My copy of the United Methodist Hymnal is special to me. It is a well-worn book, because of how much I use it in the preparation of worship and in my own life. There are red dots that mark beloved songs. There are scribbles throughout several pages where Noah has offered his own edits. For instance, “Joyful, Joyful, We Adore Thee” has something like a rest note written over two stanzas.
What I love the most about our hymnal is it is the music of our collective souls. There are songs throughout the book that take me back to important moments in my faith journey and ministry. When we sing these songs, I’m often reminded of people who have inspired me, guided me, and pointed me towards God’s love.
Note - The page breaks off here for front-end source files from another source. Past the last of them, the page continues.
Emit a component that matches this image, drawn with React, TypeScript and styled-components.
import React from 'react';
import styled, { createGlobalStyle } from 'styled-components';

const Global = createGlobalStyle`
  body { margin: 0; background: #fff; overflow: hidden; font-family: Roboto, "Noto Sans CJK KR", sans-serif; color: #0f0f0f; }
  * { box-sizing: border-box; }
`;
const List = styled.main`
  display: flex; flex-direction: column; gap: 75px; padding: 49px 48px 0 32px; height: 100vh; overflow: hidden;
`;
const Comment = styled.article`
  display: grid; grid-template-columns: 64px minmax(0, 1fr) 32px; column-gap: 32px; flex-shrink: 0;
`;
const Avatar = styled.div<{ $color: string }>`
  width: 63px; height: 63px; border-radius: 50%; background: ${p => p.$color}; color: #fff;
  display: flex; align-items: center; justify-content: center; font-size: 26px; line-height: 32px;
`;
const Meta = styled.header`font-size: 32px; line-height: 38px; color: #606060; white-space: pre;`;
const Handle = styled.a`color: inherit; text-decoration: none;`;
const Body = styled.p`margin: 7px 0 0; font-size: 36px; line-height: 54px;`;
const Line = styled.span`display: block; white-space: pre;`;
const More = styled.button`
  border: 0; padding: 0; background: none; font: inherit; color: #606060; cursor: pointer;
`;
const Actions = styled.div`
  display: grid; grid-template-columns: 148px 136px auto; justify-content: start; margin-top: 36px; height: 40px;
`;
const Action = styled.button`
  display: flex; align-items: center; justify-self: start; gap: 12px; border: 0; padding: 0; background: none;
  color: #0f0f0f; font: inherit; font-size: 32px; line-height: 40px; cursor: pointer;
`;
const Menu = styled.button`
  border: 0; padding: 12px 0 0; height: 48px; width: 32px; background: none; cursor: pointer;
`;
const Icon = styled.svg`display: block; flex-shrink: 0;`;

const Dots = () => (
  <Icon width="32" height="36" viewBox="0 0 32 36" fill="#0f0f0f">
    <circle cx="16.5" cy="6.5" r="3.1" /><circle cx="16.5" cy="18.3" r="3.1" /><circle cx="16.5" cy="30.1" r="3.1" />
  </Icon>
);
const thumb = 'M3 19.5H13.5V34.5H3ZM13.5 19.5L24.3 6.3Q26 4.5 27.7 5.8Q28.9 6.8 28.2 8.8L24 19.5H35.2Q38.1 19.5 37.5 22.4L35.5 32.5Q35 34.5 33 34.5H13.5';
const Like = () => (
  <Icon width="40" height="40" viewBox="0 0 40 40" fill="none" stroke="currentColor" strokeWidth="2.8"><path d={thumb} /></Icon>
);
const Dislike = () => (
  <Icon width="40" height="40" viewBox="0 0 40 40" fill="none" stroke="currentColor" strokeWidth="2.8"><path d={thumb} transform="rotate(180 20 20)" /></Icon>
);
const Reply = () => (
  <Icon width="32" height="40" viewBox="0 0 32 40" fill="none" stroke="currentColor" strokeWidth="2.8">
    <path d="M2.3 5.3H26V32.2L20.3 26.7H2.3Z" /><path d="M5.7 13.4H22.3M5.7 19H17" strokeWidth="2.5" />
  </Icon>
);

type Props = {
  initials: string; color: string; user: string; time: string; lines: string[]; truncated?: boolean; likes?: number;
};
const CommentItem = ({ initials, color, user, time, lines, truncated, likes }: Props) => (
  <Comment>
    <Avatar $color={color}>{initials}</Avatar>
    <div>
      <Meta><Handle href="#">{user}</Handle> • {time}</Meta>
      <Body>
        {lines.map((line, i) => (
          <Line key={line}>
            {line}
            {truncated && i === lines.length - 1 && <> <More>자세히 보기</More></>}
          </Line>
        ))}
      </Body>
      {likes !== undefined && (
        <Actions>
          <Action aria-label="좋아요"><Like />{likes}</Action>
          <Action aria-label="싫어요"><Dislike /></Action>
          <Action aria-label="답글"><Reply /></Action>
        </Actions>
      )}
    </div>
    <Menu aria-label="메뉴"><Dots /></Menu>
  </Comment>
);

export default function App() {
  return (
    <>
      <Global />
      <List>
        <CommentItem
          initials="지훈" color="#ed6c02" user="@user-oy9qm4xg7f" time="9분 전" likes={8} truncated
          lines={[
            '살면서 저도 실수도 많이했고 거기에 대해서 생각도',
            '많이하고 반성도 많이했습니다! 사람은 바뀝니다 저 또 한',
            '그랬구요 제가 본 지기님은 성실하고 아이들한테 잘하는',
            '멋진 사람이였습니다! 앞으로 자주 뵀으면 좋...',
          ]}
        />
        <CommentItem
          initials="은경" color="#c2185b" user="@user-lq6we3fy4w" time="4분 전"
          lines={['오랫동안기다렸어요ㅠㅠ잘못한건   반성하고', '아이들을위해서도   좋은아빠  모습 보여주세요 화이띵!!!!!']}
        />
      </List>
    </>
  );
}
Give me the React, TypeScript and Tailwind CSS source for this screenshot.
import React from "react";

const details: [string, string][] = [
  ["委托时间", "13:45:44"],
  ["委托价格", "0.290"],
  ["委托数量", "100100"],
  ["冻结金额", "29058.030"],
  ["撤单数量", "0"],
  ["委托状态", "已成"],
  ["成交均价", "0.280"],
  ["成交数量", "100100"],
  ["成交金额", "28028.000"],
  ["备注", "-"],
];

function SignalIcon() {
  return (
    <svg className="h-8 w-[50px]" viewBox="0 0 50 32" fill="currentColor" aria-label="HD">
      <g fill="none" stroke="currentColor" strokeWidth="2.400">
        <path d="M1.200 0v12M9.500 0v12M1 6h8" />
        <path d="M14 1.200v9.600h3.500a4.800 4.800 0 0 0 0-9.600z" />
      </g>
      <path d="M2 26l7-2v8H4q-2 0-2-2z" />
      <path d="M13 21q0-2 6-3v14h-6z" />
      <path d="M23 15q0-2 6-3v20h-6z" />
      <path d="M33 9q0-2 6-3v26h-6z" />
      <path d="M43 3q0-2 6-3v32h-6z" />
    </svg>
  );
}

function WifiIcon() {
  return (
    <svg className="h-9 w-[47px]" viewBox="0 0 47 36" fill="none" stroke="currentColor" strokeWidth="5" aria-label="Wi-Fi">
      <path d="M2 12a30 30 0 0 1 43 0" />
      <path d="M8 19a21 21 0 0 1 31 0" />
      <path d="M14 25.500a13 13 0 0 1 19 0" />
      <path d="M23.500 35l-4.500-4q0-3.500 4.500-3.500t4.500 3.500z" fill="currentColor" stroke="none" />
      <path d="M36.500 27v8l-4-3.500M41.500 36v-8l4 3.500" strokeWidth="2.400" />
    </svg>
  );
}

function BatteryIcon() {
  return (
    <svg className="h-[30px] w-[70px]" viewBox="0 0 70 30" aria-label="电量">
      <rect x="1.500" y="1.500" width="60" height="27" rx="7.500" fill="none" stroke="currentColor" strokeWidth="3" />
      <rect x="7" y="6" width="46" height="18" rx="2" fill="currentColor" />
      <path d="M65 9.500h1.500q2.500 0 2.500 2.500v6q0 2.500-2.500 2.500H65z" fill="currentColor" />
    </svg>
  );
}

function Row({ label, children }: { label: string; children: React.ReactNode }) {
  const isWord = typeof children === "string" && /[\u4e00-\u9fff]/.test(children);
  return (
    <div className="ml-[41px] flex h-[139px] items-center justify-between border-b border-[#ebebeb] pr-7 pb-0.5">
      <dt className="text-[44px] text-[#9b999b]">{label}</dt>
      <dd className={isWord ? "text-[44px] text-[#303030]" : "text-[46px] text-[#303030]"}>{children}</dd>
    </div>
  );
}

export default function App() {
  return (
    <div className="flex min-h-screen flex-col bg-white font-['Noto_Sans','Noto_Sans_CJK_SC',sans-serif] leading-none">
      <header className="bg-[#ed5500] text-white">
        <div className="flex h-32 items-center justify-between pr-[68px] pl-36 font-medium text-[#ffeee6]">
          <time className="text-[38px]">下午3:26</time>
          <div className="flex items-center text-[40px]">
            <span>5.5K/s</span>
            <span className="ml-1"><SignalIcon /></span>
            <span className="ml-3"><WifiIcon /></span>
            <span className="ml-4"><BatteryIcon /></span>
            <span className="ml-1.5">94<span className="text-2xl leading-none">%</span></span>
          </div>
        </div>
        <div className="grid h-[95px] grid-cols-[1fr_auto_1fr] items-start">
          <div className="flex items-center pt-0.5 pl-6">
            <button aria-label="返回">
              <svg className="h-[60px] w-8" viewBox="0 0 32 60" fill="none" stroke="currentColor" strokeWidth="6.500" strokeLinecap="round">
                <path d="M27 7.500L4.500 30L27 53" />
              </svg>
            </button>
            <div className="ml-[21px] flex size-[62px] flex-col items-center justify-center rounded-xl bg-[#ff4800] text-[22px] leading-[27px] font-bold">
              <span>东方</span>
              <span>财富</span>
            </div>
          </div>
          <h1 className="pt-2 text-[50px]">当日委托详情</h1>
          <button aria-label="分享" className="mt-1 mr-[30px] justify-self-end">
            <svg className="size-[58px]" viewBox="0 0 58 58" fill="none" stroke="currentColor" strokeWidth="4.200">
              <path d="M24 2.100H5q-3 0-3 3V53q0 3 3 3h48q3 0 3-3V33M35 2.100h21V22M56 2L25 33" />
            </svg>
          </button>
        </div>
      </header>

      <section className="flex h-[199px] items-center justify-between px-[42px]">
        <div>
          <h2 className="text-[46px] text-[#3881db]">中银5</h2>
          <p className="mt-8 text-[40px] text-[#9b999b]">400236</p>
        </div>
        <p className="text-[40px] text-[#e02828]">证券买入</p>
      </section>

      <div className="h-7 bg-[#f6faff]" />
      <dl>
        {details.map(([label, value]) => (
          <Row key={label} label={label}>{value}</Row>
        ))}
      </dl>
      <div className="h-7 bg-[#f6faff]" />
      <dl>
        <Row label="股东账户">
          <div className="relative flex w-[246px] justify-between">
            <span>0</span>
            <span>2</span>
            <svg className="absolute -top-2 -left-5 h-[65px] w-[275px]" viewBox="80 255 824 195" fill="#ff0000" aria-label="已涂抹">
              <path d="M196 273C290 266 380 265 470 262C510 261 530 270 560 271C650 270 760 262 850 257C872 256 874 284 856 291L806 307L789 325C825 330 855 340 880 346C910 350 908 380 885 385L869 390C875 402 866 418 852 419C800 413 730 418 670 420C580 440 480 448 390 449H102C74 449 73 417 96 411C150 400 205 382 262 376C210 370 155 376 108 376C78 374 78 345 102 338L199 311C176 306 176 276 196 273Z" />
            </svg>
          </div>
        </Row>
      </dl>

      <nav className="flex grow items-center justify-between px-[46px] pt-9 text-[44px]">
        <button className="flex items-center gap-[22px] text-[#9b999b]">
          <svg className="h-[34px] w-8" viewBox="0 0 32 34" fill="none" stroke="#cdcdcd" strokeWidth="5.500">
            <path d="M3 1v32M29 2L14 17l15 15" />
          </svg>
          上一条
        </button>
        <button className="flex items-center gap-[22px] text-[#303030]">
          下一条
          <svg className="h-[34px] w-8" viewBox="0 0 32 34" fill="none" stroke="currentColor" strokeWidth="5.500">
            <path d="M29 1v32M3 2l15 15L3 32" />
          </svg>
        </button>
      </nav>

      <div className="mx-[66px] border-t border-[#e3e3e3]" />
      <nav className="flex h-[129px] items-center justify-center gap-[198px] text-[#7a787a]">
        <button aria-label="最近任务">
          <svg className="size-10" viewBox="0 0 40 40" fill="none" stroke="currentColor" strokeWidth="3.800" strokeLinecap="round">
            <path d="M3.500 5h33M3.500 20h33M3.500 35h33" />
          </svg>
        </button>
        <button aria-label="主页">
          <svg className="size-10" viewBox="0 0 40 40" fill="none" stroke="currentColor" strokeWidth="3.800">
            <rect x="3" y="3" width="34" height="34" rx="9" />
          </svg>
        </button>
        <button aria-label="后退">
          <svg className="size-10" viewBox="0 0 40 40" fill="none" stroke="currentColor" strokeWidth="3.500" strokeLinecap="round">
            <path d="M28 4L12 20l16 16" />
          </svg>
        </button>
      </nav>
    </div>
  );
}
Some stand out among the rest. I want to share with you what some of my most beloved songs – those songs with the red dots – mean to me.
Here I Am, Lord (593) – If there is one song that serves as the soundtrack for my call story it is this hymn by Dan Schutte. It reminds me of how God desires a willing heart among the Lord’s people to make a difference in this world. When I began to sense God’s calling again to ministry it was this song that was playing in my heart. It still does to this day.
O for a Thousand Tongues to Sing (57) – This classic Charles Wesley hymn has been the leadoff hymn in Methodist hymnals since 1780. It reminds me of the Offerings community in Lexington. This campus of First UMC had this song as its regular rotation for the praise band. It is a beautiful reminder of how the entire church global comes together to praise God.
Lord of the Dance (261) – What amazes me about this song is, like many others in our hymnal, is its use of a contemporary melody to add a worshipful nature to the music. The music comes from a Shaker song “Simple Gifts.” In this song, the joy of a gift is connected to the relationship of the Triune God in a beautiful way.
Up from the Grave He Arose (322) – This classic Easter hymn takes me to the back rows of Perry Memorial UMC and trying hard to not sing “Up from the gravy he arose.” I’m certain I would get some looks from my family if I managed to say gravy. Still today, it is a favorite hymn because of its joyous celebration of the Resurrection.
And Can it Be that I Should Gain (363) – It is the Methodist fight song! Well, really it is just the Asbury Theological Seminary fight song, but it really should be our movement’s song that moves us out of the pews and into our communities. That is because this song gets to the heart of faith. How amazing it is that God would give of himself for us! That is what this powerful Charles Wesley song is all about.
My life would not be the same without these songs. I give thanks to God for them.